True Ending (The Path Unseen). All conditions met. This is the only ending that fully resolves the Greymane faction’s story, addresses the Abyss threat, and gives Kliff’s journey a complete arc. Without spoiling specifics: it answers questions the standard ending leaves hanging, and includes scenes with companions that only exist if their affection is maxed. The exact conditions are complex and community documentation is still evolving, but following the checklist below gives you the best shot.
Post-Game and What Carries Forward
After credits roll, the game drops you into post-game content with a questline called “Journey’s End,” starting with “A New Beginning.” Eight quests that let you reconnect with NPCs across every region.
Crimson Desert doesn’t have a traditional New Game Plus at launch. You can start a fresh playthrough, but nothing carries over. No gear, no skills, no Abyss Artifacts. It’s a clean slate.
This means if you missed the true ending on your first run, you’re replaying from scratch. Another reason to follow this guide from the start rather than trying to patch things at the end.
The post-game content is substantial on its own. Faction quests, challenges, and optional bosses remain available. You don’t need the true ending to access post-game. But the true ending gives the post-game a different emotional context that makes it feel more like an epilogue than unfinished business.
Quick Checklist
Print this. Tape it to your monitor.
- Spare Grash (don’t kill him at the choice point)
- Choose infiltration (not direct assault)
- Delay the bell (don’t ring it immediately)

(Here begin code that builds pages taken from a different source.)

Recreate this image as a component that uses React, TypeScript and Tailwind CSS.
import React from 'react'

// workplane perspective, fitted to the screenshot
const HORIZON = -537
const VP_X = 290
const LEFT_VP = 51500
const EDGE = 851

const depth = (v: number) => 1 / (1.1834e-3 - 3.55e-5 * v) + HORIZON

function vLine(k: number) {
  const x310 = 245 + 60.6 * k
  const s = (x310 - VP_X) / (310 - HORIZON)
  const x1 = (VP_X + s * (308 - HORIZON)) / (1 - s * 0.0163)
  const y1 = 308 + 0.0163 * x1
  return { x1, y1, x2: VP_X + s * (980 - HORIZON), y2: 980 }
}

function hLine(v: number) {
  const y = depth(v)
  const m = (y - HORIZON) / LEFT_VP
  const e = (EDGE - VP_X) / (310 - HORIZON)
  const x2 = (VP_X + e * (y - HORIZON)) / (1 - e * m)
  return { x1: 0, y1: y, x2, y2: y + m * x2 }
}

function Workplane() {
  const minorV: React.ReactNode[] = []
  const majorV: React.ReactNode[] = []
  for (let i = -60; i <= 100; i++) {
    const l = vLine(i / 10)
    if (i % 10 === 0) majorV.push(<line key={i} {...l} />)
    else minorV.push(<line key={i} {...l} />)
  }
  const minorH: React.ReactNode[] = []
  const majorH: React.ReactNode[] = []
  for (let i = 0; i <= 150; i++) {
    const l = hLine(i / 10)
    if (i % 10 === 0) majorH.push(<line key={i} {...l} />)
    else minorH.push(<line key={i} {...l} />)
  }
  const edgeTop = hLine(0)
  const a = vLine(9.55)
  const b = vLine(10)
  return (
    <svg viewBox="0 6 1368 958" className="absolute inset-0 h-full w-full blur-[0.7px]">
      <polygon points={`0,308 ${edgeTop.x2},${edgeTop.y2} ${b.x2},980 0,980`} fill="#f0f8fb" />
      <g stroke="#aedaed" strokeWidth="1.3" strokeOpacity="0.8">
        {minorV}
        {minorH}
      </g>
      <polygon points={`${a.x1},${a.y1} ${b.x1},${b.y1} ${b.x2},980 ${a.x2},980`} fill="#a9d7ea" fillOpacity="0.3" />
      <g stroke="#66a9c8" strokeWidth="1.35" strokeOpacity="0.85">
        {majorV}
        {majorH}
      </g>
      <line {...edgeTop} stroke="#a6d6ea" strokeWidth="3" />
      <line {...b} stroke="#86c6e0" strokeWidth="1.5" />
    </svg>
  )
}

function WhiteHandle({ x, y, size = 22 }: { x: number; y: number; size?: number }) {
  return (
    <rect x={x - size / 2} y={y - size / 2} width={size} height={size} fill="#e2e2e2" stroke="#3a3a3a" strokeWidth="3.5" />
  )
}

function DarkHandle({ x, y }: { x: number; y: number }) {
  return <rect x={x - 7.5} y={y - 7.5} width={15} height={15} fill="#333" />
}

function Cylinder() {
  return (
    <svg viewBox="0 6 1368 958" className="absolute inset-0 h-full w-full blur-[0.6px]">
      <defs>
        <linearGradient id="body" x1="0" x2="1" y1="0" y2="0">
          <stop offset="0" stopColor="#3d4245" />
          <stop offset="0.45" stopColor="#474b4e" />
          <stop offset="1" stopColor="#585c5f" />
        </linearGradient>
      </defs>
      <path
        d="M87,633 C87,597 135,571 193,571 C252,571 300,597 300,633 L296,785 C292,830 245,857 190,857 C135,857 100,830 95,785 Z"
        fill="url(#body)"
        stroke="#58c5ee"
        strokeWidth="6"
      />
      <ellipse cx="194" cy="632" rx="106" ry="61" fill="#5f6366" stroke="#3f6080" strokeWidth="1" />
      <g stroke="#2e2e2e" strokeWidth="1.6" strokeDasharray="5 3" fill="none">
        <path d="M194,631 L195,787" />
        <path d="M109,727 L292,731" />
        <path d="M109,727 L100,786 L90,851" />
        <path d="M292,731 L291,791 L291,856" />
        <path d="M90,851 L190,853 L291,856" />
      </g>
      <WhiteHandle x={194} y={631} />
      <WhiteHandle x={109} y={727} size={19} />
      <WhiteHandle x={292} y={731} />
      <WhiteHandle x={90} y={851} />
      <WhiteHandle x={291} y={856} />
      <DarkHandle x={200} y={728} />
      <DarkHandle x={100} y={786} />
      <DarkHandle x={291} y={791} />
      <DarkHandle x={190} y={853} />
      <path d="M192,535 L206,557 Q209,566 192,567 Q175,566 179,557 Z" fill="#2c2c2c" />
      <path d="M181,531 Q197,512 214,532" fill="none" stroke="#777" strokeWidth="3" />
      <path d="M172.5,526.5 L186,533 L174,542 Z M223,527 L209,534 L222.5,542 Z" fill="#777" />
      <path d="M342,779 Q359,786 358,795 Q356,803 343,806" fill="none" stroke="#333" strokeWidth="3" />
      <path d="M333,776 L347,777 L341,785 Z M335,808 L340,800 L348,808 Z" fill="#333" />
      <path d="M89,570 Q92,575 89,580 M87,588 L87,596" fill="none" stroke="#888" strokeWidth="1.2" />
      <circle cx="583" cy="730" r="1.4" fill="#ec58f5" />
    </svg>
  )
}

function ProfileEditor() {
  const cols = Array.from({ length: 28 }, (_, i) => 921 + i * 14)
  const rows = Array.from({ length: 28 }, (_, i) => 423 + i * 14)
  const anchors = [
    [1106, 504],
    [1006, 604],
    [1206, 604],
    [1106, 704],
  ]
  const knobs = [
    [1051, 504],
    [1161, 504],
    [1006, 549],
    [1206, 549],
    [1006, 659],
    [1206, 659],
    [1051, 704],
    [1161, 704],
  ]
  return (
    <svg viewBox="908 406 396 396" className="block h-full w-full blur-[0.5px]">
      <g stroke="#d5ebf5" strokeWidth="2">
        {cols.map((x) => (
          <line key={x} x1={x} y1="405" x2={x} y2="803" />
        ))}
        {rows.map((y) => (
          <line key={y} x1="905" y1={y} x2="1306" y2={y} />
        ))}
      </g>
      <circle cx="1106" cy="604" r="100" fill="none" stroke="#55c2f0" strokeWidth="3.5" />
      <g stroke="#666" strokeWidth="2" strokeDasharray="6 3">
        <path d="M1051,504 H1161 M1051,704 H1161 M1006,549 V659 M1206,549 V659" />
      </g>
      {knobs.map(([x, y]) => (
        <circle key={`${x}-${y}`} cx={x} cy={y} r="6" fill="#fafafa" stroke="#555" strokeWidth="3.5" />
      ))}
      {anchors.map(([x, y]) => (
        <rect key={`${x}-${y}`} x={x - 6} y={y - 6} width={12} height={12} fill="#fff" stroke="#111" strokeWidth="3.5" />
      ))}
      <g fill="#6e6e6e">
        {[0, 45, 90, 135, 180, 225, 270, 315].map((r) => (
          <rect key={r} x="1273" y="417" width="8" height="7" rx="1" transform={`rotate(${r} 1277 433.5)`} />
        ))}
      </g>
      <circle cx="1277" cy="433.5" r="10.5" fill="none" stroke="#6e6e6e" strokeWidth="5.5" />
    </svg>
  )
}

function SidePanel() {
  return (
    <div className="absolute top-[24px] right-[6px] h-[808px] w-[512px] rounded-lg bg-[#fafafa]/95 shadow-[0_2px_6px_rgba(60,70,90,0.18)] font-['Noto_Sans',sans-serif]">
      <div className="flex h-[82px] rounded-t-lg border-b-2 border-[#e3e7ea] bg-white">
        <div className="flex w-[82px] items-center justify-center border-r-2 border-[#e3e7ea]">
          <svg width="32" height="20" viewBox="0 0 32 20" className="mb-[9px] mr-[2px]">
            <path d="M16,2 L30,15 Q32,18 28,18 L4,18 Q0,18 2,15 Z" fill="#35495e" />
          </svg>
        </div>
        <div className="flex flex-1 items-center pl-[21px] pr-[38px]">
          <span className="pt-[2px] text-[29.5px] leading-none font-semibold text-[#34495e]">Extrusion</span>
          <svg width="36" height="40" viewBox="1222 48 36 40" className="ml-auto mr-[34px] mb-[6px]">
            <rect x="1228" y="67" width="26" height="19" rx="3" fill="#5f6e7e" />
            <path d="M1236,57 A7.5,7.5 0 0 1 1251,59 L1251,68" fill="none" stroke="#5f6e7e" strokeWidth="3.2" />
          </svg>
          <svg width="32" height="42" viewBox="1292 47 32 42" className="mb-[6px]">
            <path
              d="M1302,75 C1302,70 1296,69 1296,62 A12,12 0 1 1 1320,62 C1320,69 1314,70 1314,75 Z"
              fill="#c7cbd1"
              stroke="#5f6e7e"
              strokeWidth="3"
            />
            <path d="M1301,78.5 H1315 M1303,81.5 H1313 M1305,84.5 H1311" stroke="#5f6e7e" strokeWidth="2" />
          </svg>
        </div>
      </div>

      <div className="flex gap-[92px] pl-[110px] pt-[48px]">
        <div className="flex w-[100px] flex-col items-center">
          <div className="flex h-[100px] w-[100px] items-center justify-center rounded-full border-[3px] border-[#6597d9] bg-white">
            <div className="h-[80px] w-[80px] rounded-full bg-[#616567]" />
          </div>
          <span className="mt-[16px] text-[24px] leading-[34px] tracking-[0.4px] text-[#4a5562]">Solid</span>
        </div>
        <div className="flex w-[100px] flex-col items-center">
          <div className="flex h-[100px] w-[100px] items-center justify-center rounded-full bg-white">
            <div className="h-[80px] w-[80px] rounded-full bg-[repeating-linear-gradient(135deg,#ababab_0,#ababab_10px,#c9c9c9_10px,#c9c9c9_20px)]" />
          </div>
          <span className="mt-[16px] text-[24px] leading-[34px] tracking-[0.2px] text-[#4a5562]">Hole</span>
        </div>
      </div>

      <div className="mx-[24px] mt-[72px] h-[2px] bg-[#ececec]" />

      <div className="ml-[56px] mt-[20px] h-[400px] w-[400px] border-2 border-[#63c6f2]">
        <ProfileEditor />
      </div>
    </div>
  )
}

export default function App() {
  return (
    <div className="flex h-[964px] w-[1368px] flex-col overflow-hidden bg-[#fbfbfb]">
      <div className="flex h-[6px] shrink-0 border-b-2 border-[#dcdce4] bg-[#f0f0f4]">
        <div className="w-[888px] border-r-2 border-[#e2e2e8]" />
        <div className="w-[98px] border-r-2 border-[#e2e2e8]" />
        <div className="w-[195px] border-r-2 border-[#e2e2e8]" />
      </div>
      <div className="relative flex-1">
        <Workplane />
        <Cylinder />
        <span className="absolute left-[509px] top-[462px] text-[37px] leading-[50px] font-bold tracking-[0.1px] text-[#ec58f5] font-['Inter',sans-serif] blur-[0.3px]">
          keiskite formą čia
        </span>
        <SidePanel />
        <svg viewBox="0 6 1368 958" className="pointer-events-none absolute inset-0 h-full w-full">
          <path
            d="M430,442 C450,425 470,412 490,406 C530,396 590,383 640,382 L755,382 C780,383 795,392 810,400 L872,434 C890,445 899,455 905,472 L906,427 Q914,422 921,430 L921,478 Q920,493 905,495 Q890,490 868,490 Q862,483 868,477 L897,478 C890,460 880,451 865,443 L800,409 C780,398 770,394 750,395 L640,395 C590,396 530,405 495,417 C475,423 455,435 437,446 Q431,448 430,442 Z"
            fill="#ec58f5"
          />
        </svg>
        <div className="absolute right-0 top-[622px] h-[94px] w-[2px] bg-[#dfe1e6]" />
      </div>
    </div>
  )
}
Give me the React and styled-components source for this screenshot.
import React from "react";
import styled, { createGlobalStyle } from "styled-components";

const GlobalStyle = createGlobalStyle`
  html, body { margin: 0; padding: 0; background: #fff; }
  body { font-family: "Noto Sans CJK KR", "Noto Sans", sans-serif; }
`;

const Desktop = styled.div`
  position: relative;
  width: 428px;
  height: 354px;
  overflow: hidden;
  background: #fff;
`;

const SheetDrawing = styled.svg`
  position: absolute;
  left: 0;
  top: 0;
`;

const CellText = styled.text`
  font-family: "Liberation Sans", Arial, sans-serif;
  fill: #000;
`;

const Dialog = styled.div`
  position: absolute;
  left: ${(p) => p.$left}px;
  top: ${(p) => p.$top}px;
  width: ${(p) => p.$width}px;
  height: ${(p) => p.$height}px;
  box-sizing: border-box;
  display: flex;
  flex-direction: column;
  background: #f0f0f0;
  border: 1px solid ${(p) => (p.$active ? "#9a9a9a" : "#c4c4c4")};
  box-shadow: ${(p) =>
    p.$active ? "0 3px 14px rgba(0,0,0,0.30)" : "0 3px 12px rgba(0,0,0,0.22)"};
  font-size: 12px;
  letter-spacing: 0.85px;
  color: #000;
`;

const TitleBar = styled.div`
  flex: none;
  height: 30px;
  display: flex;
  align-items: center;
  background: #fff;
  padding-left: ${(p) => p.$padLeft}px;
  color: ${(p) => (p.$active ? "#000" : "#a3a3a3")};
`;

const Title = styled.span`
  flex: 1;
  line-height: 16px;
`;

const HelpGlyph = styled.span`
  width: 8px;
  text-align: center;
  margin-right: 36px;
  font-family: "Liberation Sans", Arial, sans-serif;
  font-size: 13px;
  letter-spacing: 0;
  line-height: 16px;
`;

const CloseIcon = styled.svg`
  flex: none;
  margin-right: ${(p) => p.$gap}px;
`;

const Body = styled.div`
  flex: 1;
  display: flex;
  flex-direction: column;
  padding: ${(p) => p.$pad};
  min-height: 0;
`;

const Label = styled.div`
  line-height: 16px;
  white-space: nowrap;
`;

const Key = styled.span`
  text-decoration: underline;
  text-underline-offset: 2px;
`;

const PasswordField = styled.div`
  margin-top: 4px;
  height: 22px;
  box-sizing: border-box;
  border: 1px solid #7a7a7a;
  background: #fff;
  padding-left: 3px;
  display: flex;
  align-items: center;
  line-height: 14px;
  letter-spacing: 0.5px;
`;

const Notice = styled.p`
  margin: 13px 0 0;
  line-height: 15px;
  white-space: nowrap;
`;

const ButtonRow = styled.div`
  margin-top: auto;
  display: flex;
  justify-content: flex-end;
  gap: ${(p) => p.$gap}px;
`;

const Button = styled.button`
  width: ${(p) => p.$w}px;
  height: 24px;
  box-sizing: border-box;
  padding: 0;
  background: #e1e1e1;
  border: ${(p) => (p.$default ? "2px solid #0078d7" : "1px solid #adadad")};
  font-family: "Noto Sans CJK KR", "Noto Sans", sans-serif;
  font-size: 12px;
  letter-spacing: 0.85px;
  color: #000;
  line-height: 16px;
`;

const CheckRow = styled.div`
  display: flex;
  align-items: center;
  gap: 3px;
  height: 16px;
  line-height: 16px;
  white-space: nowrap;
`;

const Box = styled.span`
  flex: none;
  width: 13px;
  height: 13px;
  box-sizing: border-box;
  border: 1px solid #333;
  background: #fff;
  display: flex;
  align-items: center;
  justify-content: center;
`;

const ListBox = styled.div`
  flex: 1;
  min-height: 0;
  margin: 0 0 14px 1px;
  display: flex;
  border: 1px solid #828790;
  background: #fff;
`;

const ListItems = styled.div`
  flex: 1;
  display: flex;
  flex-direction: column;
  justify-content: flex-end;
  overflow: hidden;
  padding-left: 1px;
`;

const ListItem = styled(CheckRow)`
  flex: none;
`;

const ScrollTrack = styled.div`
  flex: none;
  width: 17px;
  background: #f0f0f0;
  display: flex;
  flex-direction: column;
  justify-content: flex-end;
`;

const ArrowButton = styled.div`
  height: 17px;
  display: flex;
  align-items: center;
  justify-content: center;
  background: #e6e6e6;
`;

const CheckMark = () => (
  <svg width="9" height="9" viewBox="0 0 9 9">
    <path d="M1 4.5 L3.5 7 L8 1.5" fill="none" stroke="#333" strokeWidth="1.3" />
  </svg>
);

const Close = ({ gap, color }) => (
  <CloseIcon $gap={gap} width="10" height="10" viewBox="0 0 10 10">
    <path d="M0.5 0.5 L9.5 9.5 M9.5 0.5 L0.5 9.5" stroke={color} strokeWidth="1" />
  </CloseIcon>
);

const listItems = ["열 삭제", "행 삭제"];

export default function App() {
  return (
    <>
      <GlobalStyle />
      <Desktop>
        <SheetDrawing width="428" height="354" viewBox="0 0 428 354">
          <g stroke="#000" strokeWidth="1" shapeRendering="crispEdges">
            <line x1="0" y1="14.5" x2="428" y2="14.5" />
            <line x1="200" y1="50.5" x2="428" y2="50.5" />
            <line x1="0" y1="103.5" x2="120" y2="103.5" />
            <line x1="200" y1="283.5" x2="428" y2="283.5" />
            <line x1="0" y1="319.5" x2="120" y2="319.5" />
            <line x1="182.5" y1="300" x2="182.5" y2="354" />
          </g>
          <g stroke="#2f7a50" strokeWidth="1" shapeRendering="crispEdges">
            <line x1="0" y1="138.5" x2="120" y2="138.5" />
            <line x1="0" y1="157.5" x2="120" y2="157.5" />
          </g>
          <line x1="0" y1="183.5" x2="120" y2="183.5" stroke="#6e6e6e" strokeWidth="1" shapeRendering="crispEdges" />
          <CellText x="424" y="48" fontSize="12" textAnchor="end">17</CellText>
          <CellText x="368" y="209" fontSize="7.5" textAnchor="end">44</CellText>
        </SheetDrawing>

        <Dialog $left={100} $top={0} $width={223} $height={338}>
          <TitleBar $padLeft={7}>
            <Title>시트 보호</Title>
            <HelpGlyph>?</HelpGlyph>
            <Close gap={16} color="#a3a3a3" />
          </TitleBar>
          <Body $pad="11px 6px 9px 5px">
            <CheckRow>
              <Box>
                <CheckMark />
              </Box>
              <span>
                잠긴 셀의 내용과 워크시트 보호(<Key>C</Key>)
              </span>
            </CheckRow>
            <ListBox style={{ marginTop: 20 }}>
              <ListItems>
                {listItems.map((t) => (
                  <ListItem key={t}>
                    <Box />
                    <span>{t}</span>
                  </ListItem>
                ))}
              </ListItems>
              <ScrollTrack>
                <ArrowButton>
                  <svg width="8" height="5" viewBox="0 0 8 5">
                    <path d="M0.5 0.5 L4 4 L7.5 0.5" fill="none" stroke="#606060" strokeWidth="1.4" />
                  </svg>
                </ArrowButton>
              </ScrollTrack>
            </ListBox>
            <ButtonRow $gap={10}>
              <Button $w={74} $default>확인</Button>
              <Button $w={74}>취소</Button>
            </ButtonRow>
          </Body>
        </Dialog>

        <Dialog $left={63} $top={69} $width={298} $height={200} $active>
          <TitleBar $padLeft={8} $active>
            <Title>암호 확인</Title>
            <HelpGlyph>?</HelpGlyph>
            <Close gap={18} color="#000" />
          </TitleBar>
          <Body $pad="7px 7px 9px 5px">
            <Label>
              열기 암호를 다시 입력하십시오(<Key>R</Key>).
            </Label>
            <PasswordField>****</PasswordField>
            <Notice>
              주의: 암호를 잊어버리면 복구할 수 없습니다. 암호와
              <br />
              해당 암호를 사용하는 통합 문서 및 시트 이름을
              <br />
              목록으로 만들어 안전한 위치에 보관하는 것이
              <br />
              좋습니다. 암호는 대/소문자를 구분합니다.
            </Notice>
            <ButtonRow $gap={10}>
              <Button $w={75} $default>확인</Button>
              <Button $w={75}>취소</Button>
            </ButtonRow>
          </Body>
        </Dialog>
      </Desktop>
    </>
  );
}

- 4 companions at max affection before Chapter 8
- Complete the Witch of Wisdom questline (starts in Demeniss)
- Do every companion side quest as it becomes available
- Visit companions at camp after every major story event
- Chapter 7 bonfire: listen, acknowledge, don’t lecture
Miss one checkbox and you’re locked out. The game won’t warn you. Start early, stay consistent, and don’t assume you can fix things later.